Risk management techniques go far beyond writing down the risk name and description in a spreadsheet. Below we look at 7 techniques that you can use to identify and manage risk on your projects.
1. Ishikawa Diagram
You might know this one as the fishbone diagram, or the cause and effect diagram. Named after the person who created it, an Ishikawa diagram allows you to break down a problem and identify the component parts. It’s often used to work backwards from an issue (the effect), by identifying the cause.
It’s not the first technique you might think of for risk management, but it can be incredibly helpful in understanding the drivers for project risk. Pop the risk impact on the diagram as the effect, for example, “delays”. Then use the main bones to highlight risk categories such as financial, technical, reputational risk etc. Look at how each category could potentially be contributing to project delays, and add that detail to the smaller bones.
This can flush out the causes of risk, and highlight additional risks that you might not have thought of.
2. Decision Tree
A decision tree is a diagram that branches in different directions. It’s a visual way of plotting out risk management actions, especially if the options may result in vastly different solutions and costs.
Each “branch” highlights one possible option, and can then branch off again further if the path splits again.

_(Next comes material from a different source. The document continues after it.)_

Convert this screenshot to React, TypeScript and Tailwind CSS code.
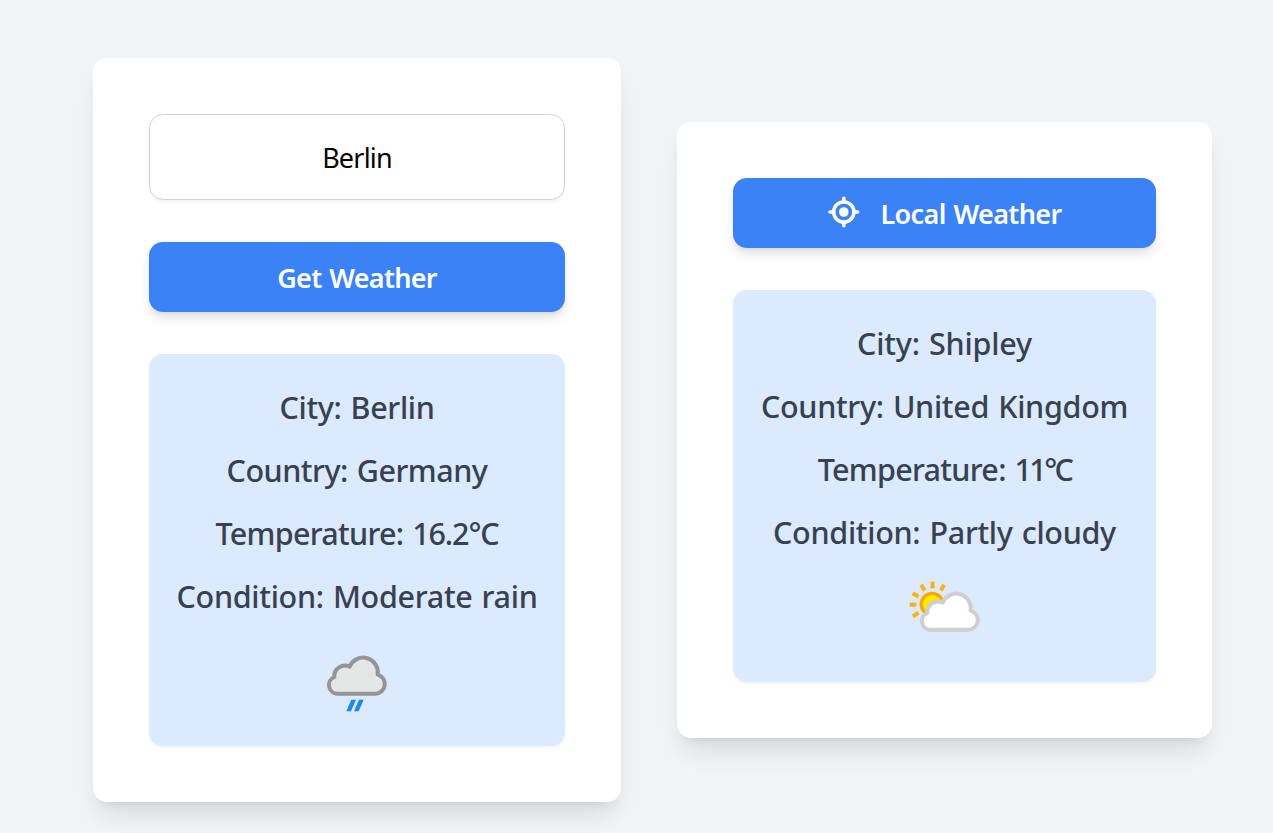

You wouldn’t want to do this for every single risk on your log, but where there are multiple possible routes to address the risk, and the risk impact is significant, it can be worth using a decision tree to drill down the potential paths before agreeing the next steps.
3. Expert Interviews
This is simply a fancy way of saying: go and talk to the people who know! This technique has two main uses:
- It helps with risk identification. People involved in the project and other subject matter experts have a good insight into the kinds of things that might cause project risk.
- It helps with risk management action planning. Experts may offer you different ways to address a risk, broadening your options when it comes to deciding what to do next.
It never hurts to talk to people, and it’s very easy! Set up some calls or meetings and tap into the wisdom of your experts.
Workshops are another way of bringing subject matter experts together to help with risk management. Again, you can use them at the beginning of the project for risk identification, or for risk management planning as the project progresses.
Workshops give you the chance to dive deeper into some of the possible threats (and opportunities) on the project. And you can use some of the other techniques like Ishikawa diagrams at the same time.
A further benefit of workshopping risk like this is that everyone at the meeting has a common understanding of the project risks. Workshops, and their outputs, can be a good communication tool.
5. SWOT Analysis
You’re probably aware of this one for other uses, but have you ever used a SWOT analysis for risk management?
SWOT stands for Strength, Weakness, Opportunity and Threat. See those last two terms? That’s risk right there.
If a SWOT analysis has already been completed, you can pull the opportunities and threats direct from that. The SWOT might have been included in the business case, for example. There’s no need to do the work again; simply lift the information and put it into your risk management tool.
However, if you haven’t already completed a SWOT for the project, there’s certainly no harm in doing one, wherever you are in the project lifecycle. It can also be a good way to double check that your team is still all of the same opinion about the project, and that you all agree on the strengths of the initiative.
6. Risk Proximity Chart
Risk proximity charts aren’t that common – although the idea of risk proximity is. Proximity refers to how close to the current date the risk is. For example, the risk of a supplier failing to deliver the requirement equipment can have a low proximity if the delivery date is far in the future. If the proposed delivery date is next week, the risk has a high proximity. Proximity can help you prioritize risks as it tells you which ones are coming up.
You’ll often see risk management software with a field for proximity, but it’s often only categorized as part of a table. You can take that one step further by plotting the risk on a chart. ‘Today’ is on the left-hand side of the chart and then the x axis represents the timeline out to the end of the project and beyond.
The y axis shows impact or severity. A risk that is close to ‘Today’ and at the top of the graph with high severity is definitely one that you need to be looking at urgently.
This visual way of tracking risk proximity is good as it shows the big risks coming on the horizon and makes it clear how much time you have to do something about them.
7. Probability and Impact Matrix
And finally, our old favorite, the probability and impact matrix. You might know this by a different name, but we’re sure your project teams have come across it before.
At its simplest, it’s a grid with probability on one side and impact on the other. You rate each risk against a standard scale (commonly 1-5). Then you plot the risk on the matrix.
This is a very simple tool, but it allows you to track risks over time. You can add arrows to the chart to show the direction of movement for each risk, noting those that are increasing in probability and impact. This is a good tool to use for communicating with senior stakeholders – in your Project Steering Group meetings, for example. Pick the top 10 risks, plot them on the matrix and then present the picture. The matrix makes it easy to see the risks that you should be doing something about – they are the ones in the top right corner of the grid!
There are other risk management tools, both built into your enterprise risk management tools and off-line. The trick is to use a range of techniques, suited to your organization and the kinds of risk facing your projects. Pick and choose the ones that will give you the best information about the risk profile on your projects, programs and portfolios.